World Press Freedom Day takes place on 3 May. The Global Learning Programme (GLP) says that you can mark the event with your pupils using a Key Stage 3/4 resource on exploring the right to freedom of expression it has developed. This resource supports citizenship and English lessons by exploring the right to freedom of expression and whether it has limits. It is linked to materials from Amnesty International, UNICEF and the British Council.
The Natural History Museum celebrated Darwin’s 209th birthday (April 19th) with a series of features on his life and work. This is how the feature on natural selection begins:
“To this day the theory of evolution by natural selection is accepted by the scientific community as the best evidence-based explanation for the diversity and complexity of life on Earth.
The theory proposes that the ‘fittest’ individual organisms – those with the characteristics best suited to their environment – are more likely to survive and reproduce. They pass on these desirable characteristics to their offspring. Gradually these features may become more common in a population, so species change over time. If the changes are great enough they could produce a new species altogether. …”
The RSPB has a section of its website dedicated to teachers.

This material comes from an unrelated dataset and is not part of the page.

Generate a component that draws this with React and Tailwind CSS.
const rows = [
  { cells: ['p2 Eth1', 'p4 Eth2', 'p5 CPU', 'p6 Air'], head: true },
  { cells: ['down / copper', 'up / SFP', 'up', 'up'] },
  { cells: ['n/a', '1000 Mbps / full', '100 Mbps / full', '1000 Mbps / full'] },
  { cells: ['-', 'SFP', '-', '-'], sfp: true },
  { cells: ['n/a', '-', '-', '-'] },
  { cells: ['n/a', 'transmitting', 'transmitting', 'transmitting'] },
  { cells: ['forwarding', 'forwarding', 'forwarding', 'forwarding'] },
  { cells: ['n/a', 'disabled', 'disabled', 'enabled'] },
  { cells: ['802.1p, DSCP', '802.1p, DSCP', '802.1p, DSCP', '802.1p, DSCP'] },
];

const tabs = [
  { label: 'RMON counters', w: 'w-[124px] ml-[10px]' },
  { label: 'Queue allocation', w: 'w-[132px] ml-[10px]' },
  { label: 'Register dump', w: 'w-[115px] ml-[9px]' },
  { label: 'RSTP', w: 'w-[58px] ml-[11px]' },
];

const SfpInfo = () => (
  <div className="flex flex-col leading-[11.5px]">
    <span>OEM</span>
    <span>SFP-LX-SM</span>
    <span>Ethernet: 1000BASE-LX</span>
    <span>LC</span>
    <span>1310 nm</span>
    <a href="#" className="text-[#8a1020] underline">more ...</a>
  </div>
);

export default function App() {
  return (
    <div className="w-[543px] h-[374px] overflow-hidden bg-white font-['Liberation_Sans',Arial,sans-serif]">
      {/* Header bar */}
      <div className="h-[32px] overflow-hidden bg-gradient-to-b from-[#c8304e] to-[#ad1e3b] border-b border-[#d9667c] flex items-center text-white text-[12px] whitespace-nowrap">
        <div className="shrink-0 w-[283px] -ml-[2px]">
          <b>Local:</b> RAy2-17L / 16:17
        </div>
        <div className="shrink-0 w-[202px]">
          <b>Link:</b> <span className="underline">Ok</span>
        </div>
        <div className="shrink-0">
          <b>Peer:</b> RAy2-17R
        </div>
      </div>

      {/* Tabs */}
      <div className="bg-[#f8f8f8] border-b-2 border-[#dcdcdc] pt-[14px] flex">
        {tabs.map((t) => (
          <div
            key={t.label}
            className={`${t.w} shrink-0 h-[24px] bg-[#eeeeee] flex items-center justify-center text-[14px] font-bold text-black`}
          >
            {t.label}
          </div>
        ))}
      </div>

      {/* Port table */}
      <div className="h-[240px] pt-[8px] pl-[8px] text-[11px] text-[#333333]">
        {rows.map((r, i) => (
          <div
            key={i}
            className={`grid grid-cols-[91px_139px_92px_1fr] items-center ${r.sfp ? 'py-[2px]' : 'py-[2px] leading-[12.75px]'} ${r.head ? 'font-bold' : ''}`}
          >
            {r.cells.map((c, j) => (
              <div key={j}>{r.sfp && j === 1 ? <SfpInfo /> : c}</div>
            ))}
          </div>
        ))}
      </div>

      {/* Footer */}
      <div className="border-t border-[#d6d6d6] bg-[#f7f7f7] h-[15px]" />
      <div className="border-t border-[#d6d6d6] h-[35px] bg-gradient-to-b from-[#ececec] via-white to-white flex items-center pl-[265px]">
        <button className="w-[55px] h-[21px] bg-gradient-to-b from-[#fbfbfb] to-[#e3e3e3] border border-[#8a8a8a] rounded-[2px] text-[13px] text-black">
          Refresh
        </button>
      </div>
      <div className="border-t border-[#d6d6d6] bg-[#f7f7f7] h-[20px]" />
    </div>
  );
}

There’s information on the Wild Challenge which is an opportunity to help wildlife, explore nature, and work towards awards by carrying out wild schools activities. There’s also a range of other activities as well. For example, a plant safari and weather watching.
EER has a paper discussing 10 years of environmental education research in Brazil by examining three conferences. It analyzes the authors, institutions, and regions whence the studies came from, as well as their main research subjects. Findings indicate the prevalence of women amongst PhD holders and candidates; professors in public higher education institutions; and environmental educators in formal teaching. The paper indicate some of the challenges involved in building a research tradition in this field, in close dialogue with the arduous political and pedagogical path of environmental education in Brazilian schools.
Here’s a sophisticated graph from Bloomberg showing the various possible contributions to Earth warming – already 0.8 [±25% or so] degrees Celsius above 1880 levels. Just scroll down the page to see how much various issues contribute. It’s NASA data and there’s a there’s a detailed note on methodology at the bottom.
SEEd has published an analysis and comment on the UK’s 25 year environment plan. You can read it here, and Christine Farrell from 1World Unite has written about the sustainable development goals here.
The Conversation has published an article on the development of enzymes to decompose poly(ethylene terephthalate) (PET), a common plastic in our lives. If you want a detailed account of the science and technology behind the discovery, and you might be better off reading the Economist article – Auf Wiedersehen, PET – on the same subject.
The Council for Learning Outside the Classroom (CLOtC) has announce that its 2018 Conference will take place on Thursday 22nd November at the Black Country Living Museum in Dudley. The conference offers “a hands-on approach, with the programme including a wide range of practical and informative workshops as well as carefully selected speakers and case studies. The workshops offered will include practical activities to develop your skills outside the classroom as well as more strategic sessions looking at key research and projects happening in the sector. Whatever your background, experience and interest in LOtC, you will find something for you.”